People join for various reasons: to help bees rebound, to spend more time outside, to produce their own honey. The popularity of making honey follows the trend of eating locally grown food, said Tony Banks, a commodity specialist with Virginia Farm Bureau.
A Navy contractor, Westrich began beekeeping six years ago after volunteering to help a friend remove a hive from someone’s yard. He has been hooked ever since.
“It’s a neat thing to do,” he said. “In a way, it’s kind of comforting.”
Westrich dons a beekeeper jacket and rubber gloves before tending to the hive. The grass he burns in a handheld smoker keeps the bees from getting fiesty.
His calm demeanor has a direct affect on the bees, which he says can sense fear and an uncomfortable beekeeper. He said he is seldom stung and his neighbors don’t mind the hive.
In addition to his backyard hive, Westrich tends to eight others in Hampton. Many are kept in the backyards of home gardeners eager for bees to pollinate their plants and flowers, he said.
He makes his own honey — each hive is capable of producing 55 pounds per year — but his specialty is breeding queen bees.

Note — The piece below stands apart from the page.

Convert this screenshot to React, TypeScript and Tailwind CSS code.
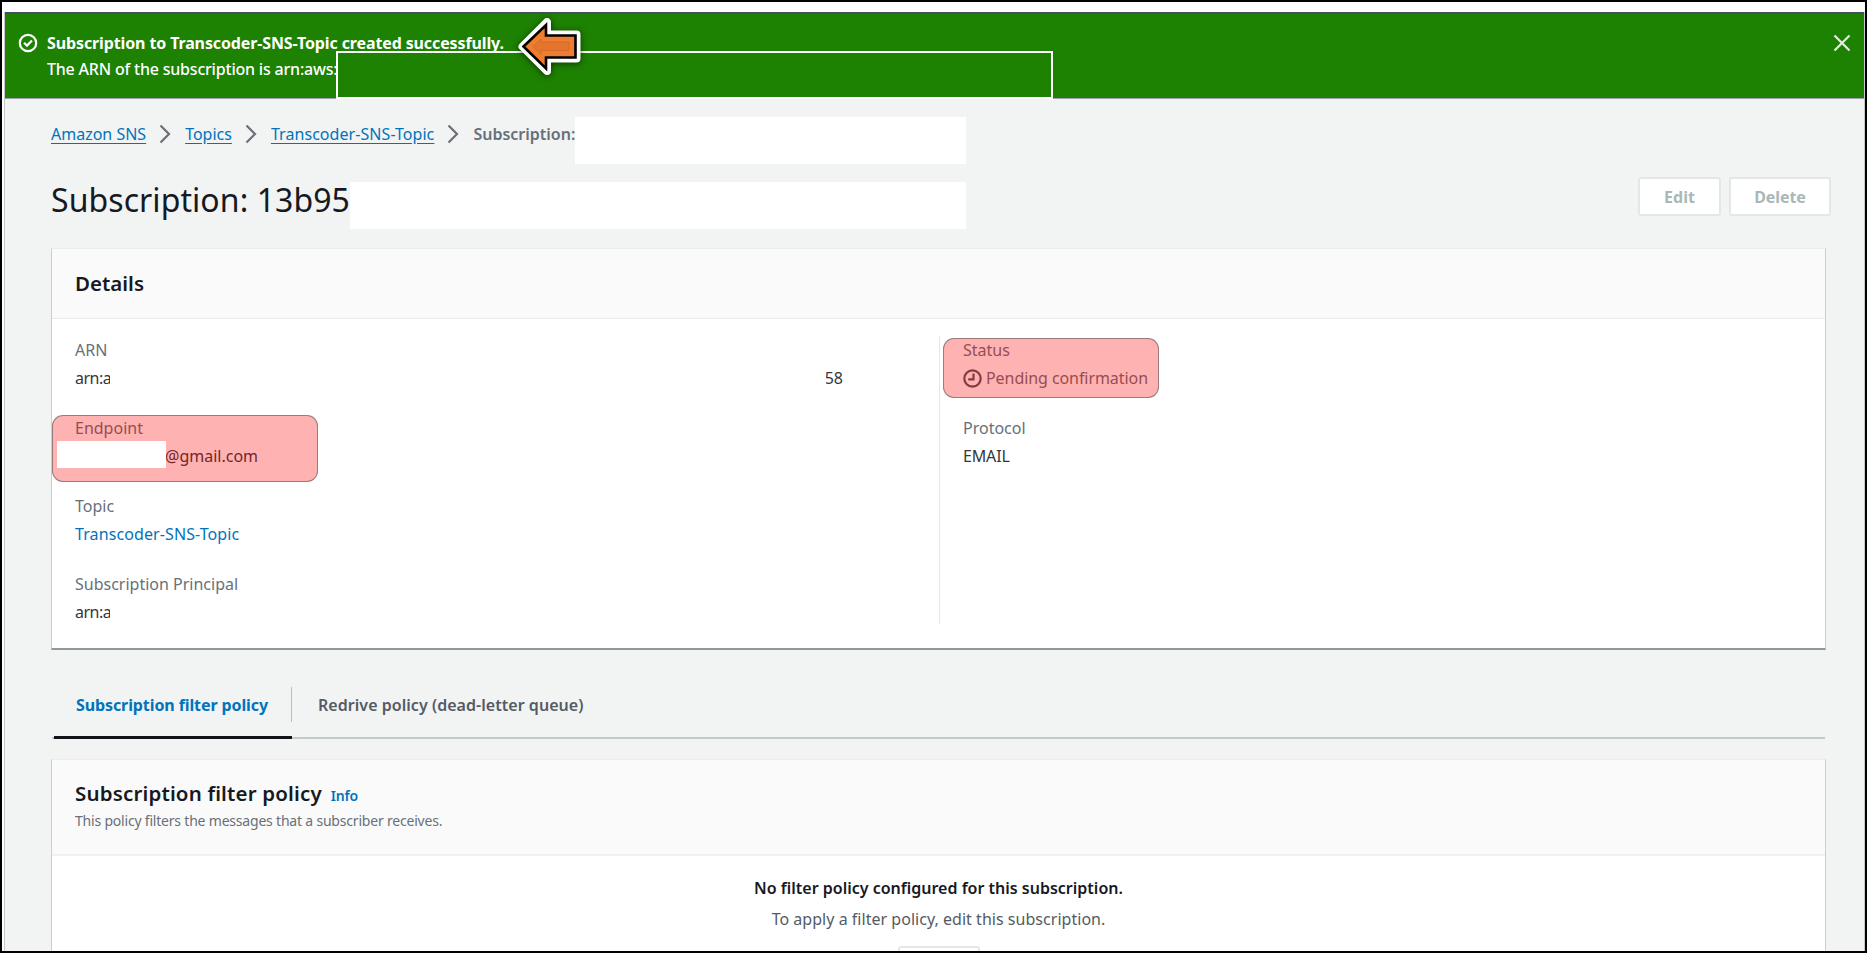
import type { ReactNode } from "react";

function Chevron() {
  return (
    <svg className="mr-3.5 ml-[13px] h-5 w-3 shrink-0" viewBox="0 0 12 20" fill="none" stroke="#687078" strokeWidth="2.2">
      <path d="M1.5 1.5 L10 10 L1.5 18.5" />
    </svg>
  );
}

function Field({ label, children, className = "" }: { label: string; children?: ReactNode; className?: string }) {
  return (
    <div className={`relative h-[78px] leading-7 whitespace-nowrap ${className}`}>
      <div className="h-7 text-[#687078]">{label}</div>
      <div className="flex h-7 items-center text-[#33373c]">{children}</div>
    </div>
  );
}

function Clipped({ children }: { children: ReactNode }) {
  return <span className="w-[35px] overflow-hidden tracking-[-0.5px]">{children}</span>;
}

function Highlight({ className }: { className: string }) {
  return <div className={`absolute rounded-[11px] border-[1.5px] border-[#8a7070]/85 bg-[#ff0000]/30 ${className}`} />;
}

function GhostButton({ children, className }: { children?: ReactNode; className: string }) {
  return (
    <button className={`flex h-[39px] items-center justify-center rounded-[3px] border-2 border-[#e3e7e7] bg-white font-bold text-[#aab7b8] ${className}`}>
      {children}
    </button>
  );
}

function Banner() {
  return (
    <div className="relative h-[87px] shrink-0 border-t-2 border-b border-t-[#454e61] border-b-[#9aa0ac] bg-[#1d8102] text-white">
      <div className="flex pt-4 pl-[13px]">
        <svg className="mt-[3px] h-5 w-5 shrink-0" viewBox="0 0 20 20" fill="none" stroke="white" strokeWidth="2.2">
          <circle cx="10" cy="10" r="8.2" />
          <path d="M6 9.8 L9 12.6 L14 7.4" />
        </svg>
        <div className="ml-[9px] whitespace-nowrap">
          <div className="h-[26px] leading-[26px] font-bold tracking-[-0.12px]">Subscription to Transcoder-SNS-Topic created successfully.</div>
          <div className="h-[26px] leading-[26px] font-medium tracking-[-0.2px]">The ARN of the subscription is arn:aws:</div>
        </div>
        <svg className="mt-1 mr-[13px] ml-auto h-[18px] w-[18px]" viewBox="0 0 18 18" stroke="#e6ece4" strokeWidth="2.2">
          <path d="M1.5 1.5 L16.5 16.5 M16.5 1.5 L1.5 16.5" />
        </svg>
      </div>
      <div className="absolute top-[37px] left-[331px] h-[48px] w-[717px] border-2 border-white bg-[#1d8102]" />
      <svg className="absolute top-0 left-[505px] h-[68px] w-[80px] drop-shadow-[0_1px_3px_rgba(0,0,0,0.6)]" viewBox="510 14 80 68">
        <path d="M522.5 46.5 L547 22 V34.5 H576.5 V58.5 H547 V71 Z" fill="#fff" stroke="#fff" strokeWidth="8" strokeLinejoin="round" />
        <path d="M523.5 46.5 L546 25 V35.5 H575.5 V57.5 H546 V68.5 Z" fill="#ed7d31" stroke="#000" strokeWidth="2.6" />
        <path d="M533 46.5 L541 39 V42 H569 V50.5 H541 V54 Z" fill="#e5752d" stroke="#cf6a2a" strokeWidth="0.8" />
      </svg>
    </div>
  );
}

function Breadcrumbs() {
  return (
    <div className="mt-[18px] flex h-[47px] items-center whitespace-nowrap">
      <div className="flex items-center pb-[13px] text-[#0073bb]">
        <a className="underline underline-offset-[3px]">Amazon SNS</a>
        <Chevron />
        <a className="underline underline-offset-[3px]">Topics</a>
        <Chevron />
        <a className="tracking-[0.06px] underline underline-offset-[3px]">Transcoder-SNS-Topic</a>
        <Chevron />
      </div>
      <span className="w-[102px] pb-[13px] font-semibold text-[#687078]">Subscription:</span>
      <span className="h-full w-[391px] bg-white" />
    </div>
  );
}

export default function App() {
  return (
    <div className="flex h-[953px] w-[1867px] flex-col overflow-hidden border-2 border-black bg-white pt-[10px] font-['Noto_Sans','Open_Sans',sans-serif] text-base text-[#16191f]">
      <div className="ml-0.5 flex min-h-0 flex-1 flex-col border-r border-l border-[#c5c9c9] bg-[#f2f3f3]">
        <Banner />
        <div className="flex min-h-0 flex-1 flex-col pr-[38px] pl-[46px]">
          <Breadcrumbs />
          <div className="mt-[18px] flex h-[47px]">
            <div className="flex flex-1 items-center whitespace-nowrap">
              <h1 className="w-[299px] pb-3 text-[32px] leading-[47px] tracking-[0.07px]">Subscription: 13b95</h1>
              <span className="h-full w-[616px] bg-white" />
            </div>
            <div className="-mt-[5px] -mr-[5px] flex gap-2">
              <GhostButton className="w-[83px]">Edit</GhostButton>
              <GhostButton className="w-[102px] tracking-[-0.1px]">Delete</GhostButton>
            </div>
          </div>

          <section className="mt-[19px] h-[402px] shrink-0 border border-t-[#eaeded] border-r-[#c9cfcf] border-b-2 border-l-[#c9cfcf] border-b-[#8f999c] bg-white">
            <div className="flex h-[70px] items-center border-b border-[#e6eaea] bg-[#fafafa] pl-[23px]">
              <h2 className="text-[20.5px] font-semibold">Details</h2>
            </div>
            <div className="flex pt-[17px]">
              <div className="relative h-[288px] w-[888px] border-r border-[#e3e8e8] pl-[23px]">
                <Field label="ARN">
                  <Clipped>arn:a</Clipped>
                  <span className="ml-[716px] flex w-[17px] justify-end overflow-hidden">58</span>
                </Field>
                <Field label="Endpoint">
                  <span className="pl-[90px]">@gmail.com</span>
                </Field>
                <Field label="Topic">
                  <a className="tracking-[0.1px] text-[#0073bb]">Transcoder-SNS-Topic</a>
                </Field>
                <Field label="Subscription Principal">
                  <Clipped>arn:a</Clipped>
                </Field>
                <Highlight className="top-[79px] left-0 h-[67px] w-[266px]" />
                <div className="absolute top-[105px] left-[5px] h-[27px] w-[109px] bg-white" />
              </div>
              <div className="relative flex-1 pl-[23px]">
                <Field label="Status">
                  <svg className="mr-[4px] h-[19px] w-[19px]" viewBox="0 0 19 19" fill="none" stroke="#50555c" strokeWidth="2.2">
                    <circle cx="9.5" cy="9.5" r="8.2" />
                    <path d="M10.5 4.5 V10.3 H5.2" />
                  </svg>
                  <span className="tracking-[-0.07px] text-[#687078]">Pending confirmation</span>
                </Field>
                <Field label="Protocol">
                  <span className="tracking-[-0.15px]">EMAIL</span>
                </Field>
                <Highlight className="top-[2px] left-[3px] h-[60px] w-[216px]" />
              </div>
            </div>
          </section>

          <div className="mr-px ml-px flex h-[89px] shrink-0 items-start border-b-2 border-[#c0caca] pt-[37px] font-semibold whitespace-nowrap">
            <div className="ml-0.5 flex h-[52px] w-[238px] flex-col border-b-[3px] border-[#101318]">
              <div className="flex h-[35px] items-center border-r-[1.5px] border-[#b5c0c0] pl-[22px] font-bold tracking-[-0.1px] text-[#0073bb]">Subscription filter policy</div>
            </div>
            <div className="flex h-[35px] items-center pl-[26px] tracking-[0.04px] text-[#545b64]">Redrive policy (dead-letter queue)</div>
          </div>

          <section className="mt-5 min-h-0 flex-1 border border-b-0 border-t-[#eaeded] border-r-[#c9cfcf] border-l-[#c9cfcf] bg-white">
            <div className="h-[96px] border-b-2 border-[#eff1f1] bg-[#fafafa] pt-[18px] pl-[23px]">
              <div className="flex h-[30px] items-baseline leading-[30px]">
                <h2 className="text-[20.5px] font-semibold tracking-[0.16px]">Subscription filter policy</h2>
                <a className="ml-[9px] text-[14px] font-semibold tracking-[-0.2px] text-[#0073bb]">Info</a>
              </div>
              <p className="mt-[3px] text-[14px] leading-5 tracking-[-0.2px] text-[#687078]">This policy filters the messages that a subscriber receives.</p>
            </div>
            <div className="flex flex-col items-center pt-[18px] leading-7">
              <p className="font-semibold">No filter policy configured for this subscription.</p>
              <p className="mt-[3px] tracking-[0.03px] text-[#545b64]">To apply a filter policy, edit this subscription.</p>
              <GhostButton className="mt-[13px] w-[82px]" />
            </div>
          </section>
        </div>
      </div>
    </div>
  );
}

The queen bee is essential because she is the only one that reproduces, Westrich said.
Many beginner beekeepers in Virginia buy queens from apiarists in Ohio, Georgia and other states that have more breeders. A problem with the arrangement is that out-of-state bees sometimes struggle to adjust to different climate, Tignor said.
That’s why he encourages beekeepers to start hives with local bees.
A bigger reason to start beekeeping, Banks said, is to help the state’s agricultural industry. The U.S. Department of Agriculture estimates that honey bees are responsible for 80 percent of the nation’s insect crop pollination.
“The value honey bees bring to Virginia’s crops far outweighs the honey they produce,” he said.
State officials estimate that honey bee pollination contributes $110 million annually to Virginia’s economy. Bees are most important to the state’s apple growers in the western part of the state, but they aid the development of 80 other crops, Tignor said.
There is no immediate danger of crop failures but less honey bees means less fruits and vegetables, Banks said. As yields drop, so does the farmer’s profit — and if enough farmers lose money, more will be forced into other occupations, he said.
The proliferation of backyard beekeepers, such as Westrich, won’t necessarily aid farmers — bees seldom travel more than two miles from their hive when pollinating. But as more people tend to bees, the insects should eventually spread throughout the state, Tignor said.
“We’re moving in the right direction, but it may take some years to get there,” he said.